Erschwerend kommt noch hinzu, dass Planung und Ausführung dieser Baustellen von Menschen gemacht werden, die alle Auto fahren und daher auch alle wie Autofahrer denken. Da ist es auch kein Problem, monatelang Strecken einfach stillzulegen, denn die Bahn ist ja nur was für die Freizeit und für Leute, die zu viel Zeit haben.

Die Entscheidung für diese Form der Sanierung wird sehr folgenreich sein: Operation gelungen, Patient tot.

 

Und was war Ihre Überraschung der Woche?

Wir hatten es immer schon vermutet, aber nun haben wir die Zahlen. Die Fahrleistungen der Pkw sind in Berlin gesunken. Zwar steigt die Zahl der angemeldeten Fahrzeuge, aber die gefahrenen Kilometer werden weniger.

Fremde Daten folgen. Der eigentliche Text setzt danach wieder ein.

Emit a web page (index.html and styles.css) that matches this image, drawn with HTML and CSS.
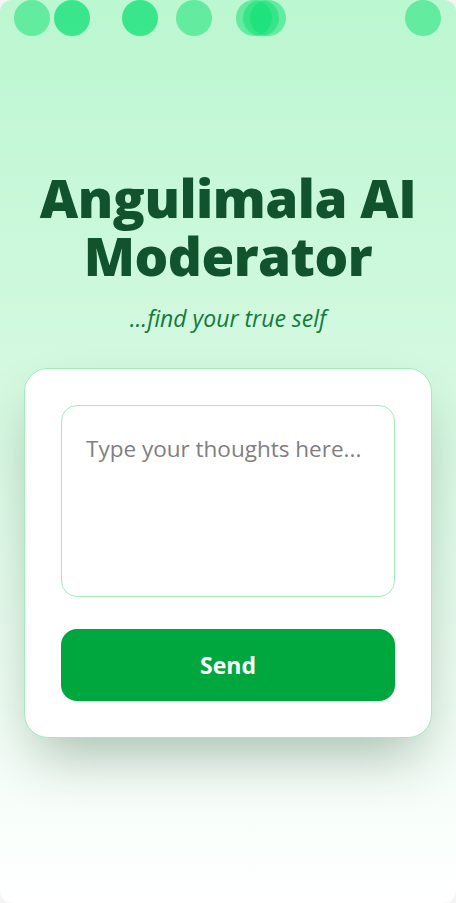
FILE: index.html
```html
<!DOCTYPE html>
<html lang="en">
<head>
<meta charset="utf-8">
<title>Angulimala AI Moderator</title>
<link rel="stylesheet" href="styles.css">
</head>
<body>
<div class="page">
  <div class="bubbles" aria-hidden="true">
    <span class="bubble light" style="left:14px"></span>
    <span class="bubble dark" style="left:54px"></span>
    <span class="bubble dark" style="left:122px"></span>
    <span class="bubble light" style="left:176px"></span>
    <span class="bubble light" style="left:236px"></span>
    <span class="bubble light" style="left:243px"></span>
    <span class="bubble light" style="left:250px"></span>
    <span class="bubble light" style="left:405px"></span>
  </div>
  <main class="content">
    <h1 class="title">Angulimala AI Moderator</h1>
    <p class="tagline">...find your true self</p>
    <form class="card">
      <textarea class="thoughts" placeholder="Type your thoughts here..."></textarea>
      <button type="button" class="send">Send</button>
    </form>
  </main>
</div>
</body>
</html>
```
FILE: styles.css
```css
* { box-sizing: border-box; }
html, body { margin: 0; padding: 0; background: #f4f4f4; }
body { font-family: "Open Sans", "Noto Sans", sans-serif; }
.page {
  position: relative;
  height: 903px;
  border-radius: 12px;
  overflow: hidden;
  background: linear-gradient(to bottom, #bbf7d0 0%, #d6f9e2 45%, #ffffff 100%);
}
.bubbles { position: absolute; inset: 0; pointer-events: none; }
.bubble {
  position: absolute;
  top: 0;
  width: 36px;
  height: 36px;
  border-radius: 50%;
  background: rgb(9, 223, 112);
}
.bubble.light { opacity: 0.5; }
.bubble.dark { opacity: 0.72; }
.content {
  min-height: 903px;
  display: flex;
  flex-direction: column;
  align-items: center;
  justify-content: center;
  padding: 4px 24px 0;
}
.title {
  margin: 0;
  font-size: 53px;
  line-height: 58px;
  font-weight: 800;
  color: #11532c;
  text-align: center;
  letter-spacing: -0.5px;
}
.tagline {
  margin: 17px 0 34px;
  font-size: 23px;
  line-height: 32px;
  font-style: italic;
  color: #137a3a;
}
.card {
  width: 100%;
  background: #fff;
  border: 1px solid #a3ebbd;
  border-radius: 24px;
  padding: 36px;
  display: flex;
  flex-direction: column;
  gap: 32px;
  box-shadow: 0 28px 56px -12px rgba(0, 40, 10, 0.3);
}
.thoughts {
  display: block;
  width: 100%;
  height: 192px;
  resize: none;
  border: 1px solid #a3ebbd;
  border-radius: 16px;
  padding: 27px 24px 24px;
  font-family: "Open Sans", "Noto Sans", sans-serif;
  font-size: 22.5px;
  line-height: 32px;
  color: #333;
  outline: none;
}
.thoughts::placeholder { color: #7f7f7f; }
.send {
  display: block;
  width: 100%;
  height: 72px;
  border: 0;
  border-radius: 16px;
  background: #00a63e;
  color: #fff;
  font-family: "Open Sans", "Noto Sans", sans-serif;
  font-weight: 700;
  font-size: 23px;
  cursor: pointer;
}
```
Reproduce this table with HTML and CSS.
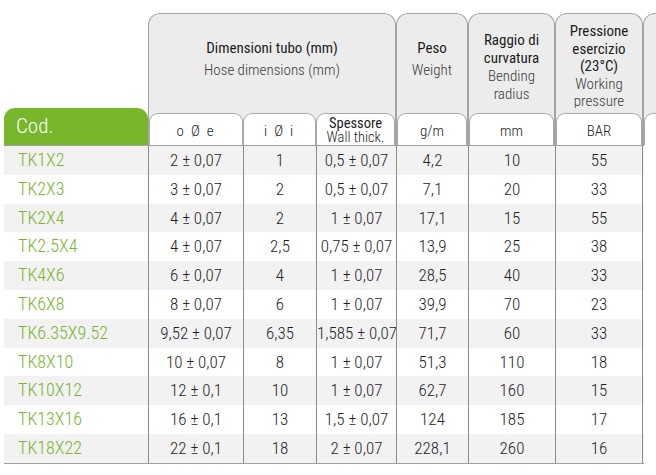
FILE: index.html
```html
<!DOCTYPE html>
<html lang="it">
<head>
<meta charset="utf-8">
<title>Tubi TK</title>
<link rel="stylesheet" href="styles.css">
</head>
<body>
<div class="sheet">
  <div class="head">
    <div class="codtab">Cod.</div>
    <div class="panel dims">
      <div class="label"><div class="txt two"><b>Dimensioni tubo (mm)</b><span>Hose dimensions (mm)</span></div></div>
      <div class="units">
        <div class="unit w1 spaced">o Ø e</div>
        <div class="unit w2 spaced">i Ø i</div>
        <div class="unit w3 stack"><b>Spessore</b><span>Wall thick.</span></div>
      </div>
    </div>
    <div class="panel peso">
      <div class="label"><div class="txt two"><b>Peso</b><span>Weight</span></div></div>
      <div class="units"><div class="unit full">g/m</div></div>
    </div>
    <div class="panel raggio">
      <div class="label"><div class="txt four"><b>Raggio di</b><b>curvatura</b><span>Bending</span><span>radius</span></div></div>
      <div class="units"><div class="unit full">mm</div></div>
    </div>
    <div class="panel press">
      <div class="label"><div class="txt five"><b>Pressione</b><b>esercizio</b><b>(23°C)</b><span>Working</span><span>pressure</span></div></div>
      <div class="units"><div class="unit full">BAR</div></div>
    </div>
    <div class="panel ghost">
      <div class="label"></div>
      <div class="units"><div class="unit full"></div></div>
    </div>
  </div>
  <div class="body">
    <div class="row"><div class="c code">TK1X2</div><div class="c">2 ± 0,07</div><div class="c">1</div><div class="c">0,5 ± 0,07</div><div class="c">4,2</div><div class="c">10</div><div class="c last">55</div></div>
    <div class="row"><div class="c code">TK2X3</div><div class="c">3 ± 0,07</div><div class="c">2</div><div class="c">0,5 ± 0,07</div><div class="c">7,1</div><div class="c">20</div><div class="c last">33</div></div>
    <div class="row"><div class="c code">TK2X4</div><div class="c">4 ± 0,07</div><div class="c">2</div><div class="c">1 ± 0,07</div><div class="c">17,1</div><div class="c">15</div><div class="c last">55</div></div>
    <div class="row"><div class="c code">TK2.5X4</div><div class="c">4 ± 0,07</div><div class="c">2,5</div><div class="c">0,75 ± 0,07</div><div class="c">13,9</div><div class="c">25</div><div class="c last">38</div></div>
    <div class="row"><div class="c code">TK4X6</div><div class="c">6 ± 0,07</div><div class="c">4</div><div class="c">1 ± 0,07</div><div class="c">28,5</div><div class="c">40</div><div class="c last">33</div></div>
    <div class="row"><div class="c code">TK6X8</div><div class="c">8 ± 0,07</div><div class="c">6</div><div class="c">1 ± 0,07</div><div class="c">39,9</div><div class="c">70</div><div class="c last">23</div></div>
    <div class="row"><div class="c code">TK6.35X9.52</div><div class="c">9,52 ± 0,07</div><div class="c">6,35</div><div class="c">1,585 ± 0,07</div><div class="c">71,7</div><div class="c">60</div><div class="c last">33</div></div>
    <div class="row"><div class="c code">TK8X10</div><div class="c">10 ± 0,07</div><div class="c">8</div><div class="c">1 ± 0,07</div><div class="c">51,3</div><div class="c">110</div><div class="c last">18</div></div>
    <div class="row"><div class="c code">TK10X12</div><div class="c">12 ± 0,1</div><div class="c">10</div><div class="c">1 ± 0,07</div><div class="c">62,7</div><div class="c">160</div><div class="c last">15</div></div>
    <div class="row"><div class="c code">TK13X16</div><div class="c">16 ± 0,1</div><div class="c">13</div><div class="c">1,5 ± 0,07</div><div class="c">124</div><div class="c">185</div><div class="c last">17</div></div>
    <div class="row"><div class="c code">TK18X22</div><div class="c">22 ± 0,1</div><div class="c">18</div><div class="c">2 ± 0,07</div><div class="c">228,1</div><div class="c">260</div><div class="c last">16</div></div>
  </div>
</div>
</body>
</html>
```

FILE: styles.css
```css
html, body {
  margin: 0;
  padding: 0;
  background: #ffffff;
  overflow: hidden;
}
body {
  font-family: Roboto, "Liberation Sans Narrow", "DejaVu Sans Condensed", sans-serif;
  font-stretch: 75%;
  color: #222;
  width: 656px;
  height: 475px;
}
.sheet {
  padding: 13px 0 0 4px;
  width: 652px;
  overflow: hidden;
}
.head {
  display: flex;
  align-items: flex-end;
  height: 132px;
}
.codtab {
  flex: none;
  width: 144px;
  height: 37px;
  box-sizing: border-box;
  background: #78b62c;
  color: #fff;
  border-radius: 11px 11px 0 0;
  font-size: 21px;
  font-weight: 300;
  padding: 6px 0 0 12px;
}
.panel {
  flex: none;
  height: 132px;
  box-sizing: border-box;
  background: #ececec;
  border: 1px solid #a4a4a4;
  border-bottom: none;
  border-radius: 12px 12px 0 0;
  display: flex;
  flex-direction: column;
}
.dims { width: 248px; }
.peso { width: 72px; }
.raggio { width: 87px; }
.press { width: 88px; }
.ghost { width: 40px; }
.label {
  height: 99px;
  display: flex;
  flex-direction: column;
}
.txt {
  height: 94px;
  overflow: hidden;
  display: flex;
  flex-direction: column;
  align-items: center;
  justify-content: center;
  text-align: center;
  font-size: 15px;
  box-sizing: border-box;
}
.txt b {
  font-weight: 380;
  color: #1c1c1c;
}
.txt span {
  font-weight: 300;
  color: #3a3a3a;
}
.two { line-height: 22px; padding-bottom: 4px; }
.four { line-height: 18px; justify-content: flex-start; padding-top: 17px; }
.five { line-height: 17.5px; justify-content: flex-start; padding-top: 9px; }
.units {
  display: flex;
  height: 32px;
}
.unit {
  box-sizing: border-box;
  height: 32px;
  background: #fff;
  border: 1px solid #a8a8a8;
  border-bottom: none;
  border-radius: 9px 9px 0 0;
  display: flex;
  flex-direction: column;
  align-items: center;
  justify-content: center;
  font-size: 15px;
  font-weight: 300;
  color: #222;
  padding-top: 3px;
}
.w1 { width: 94px; }
.w2 { width: 73px; }
.w3 { width: 79px; }
.full { flex: 1; }
.spaced { letter-spacing: 1.8px; }
.stack {
  line-height: 13.5px;
  font-size: 14.5px;
  padding-top: 2px;
}
.stack b { font-weight: 380; }
.body {
  width: 640px;
  border-top: 1px solid #a0a0a0;
  border-bottom: 1px solid #a0a0a0;
}
.row {
  display: grid;
  grid-template-columns: 144px 95px 73px 80px 72px 87px 88px;
  height: 28.8px;
}
.row:nth-child(odd) { background: #f2f2f2; }
.c {
  border-left: 1px solid #8c8c8c;
  text-align: center;
  font-size: 17px;
  font-weight: 300;
  line-height: 28.8px;
  white-space: nowrap;
  color: #1e1e1e;
}
.c.last { border-right: 1px solid #8c8c8c; }
.c.code {
  border-left: none;
  text-align: left;
  padding-left: 14px;
  color: #79b531;
  font-weight: 350;
  font-size: 18px;
}
```
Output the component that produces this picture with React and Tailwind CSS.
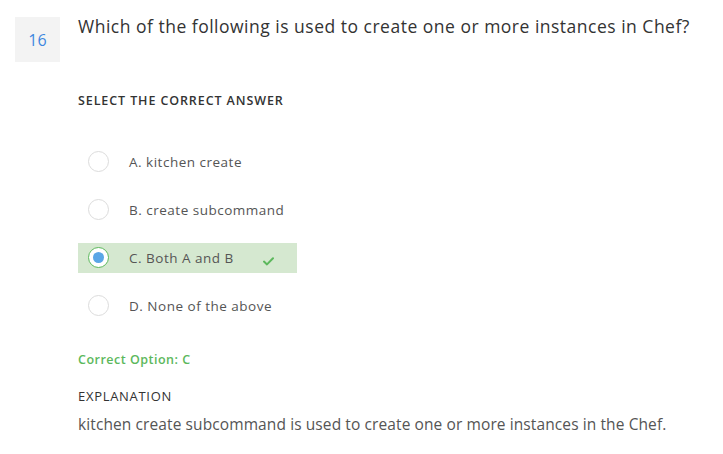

Die Zählstellen zeigen in Berlin eine abnehmende Zahl durchfahrender Pkws. Seit 2015 sind es rund 15 Prozent weniger, und davon kann man dann auch die zurückgehenden Verkehrsleistungen ableiten. Die Zahl der Staus geht zurück, gerade auch dort, wo Fahrradwege gebaut wurden, das Abendland ist also nicht untergegangen.

Gerne kolportierte "Wahrheiten" vom Autoverkehr, der wie Wasser ist und daher nicht aufgehalten werden kann, fallen durch diese senatseigenen Daten in sich zusammen.

Was die politische Konsequenz davon sein muss, ist klar: sofortiges Moratorium für alle Straßenneubauten. Keine Inbetriebnahme des 16. Bauabschnitts der Stadtautobahn A 100, sofortiger Stopp der Planungen des 17. Abschnitts sowie das sofortige Ende der Tangentialverbindung Ost.

Und – wie durch ein Wunder: Berlin hätte wieder Geld für Maßnahmen zur Verkehrsberuhigung.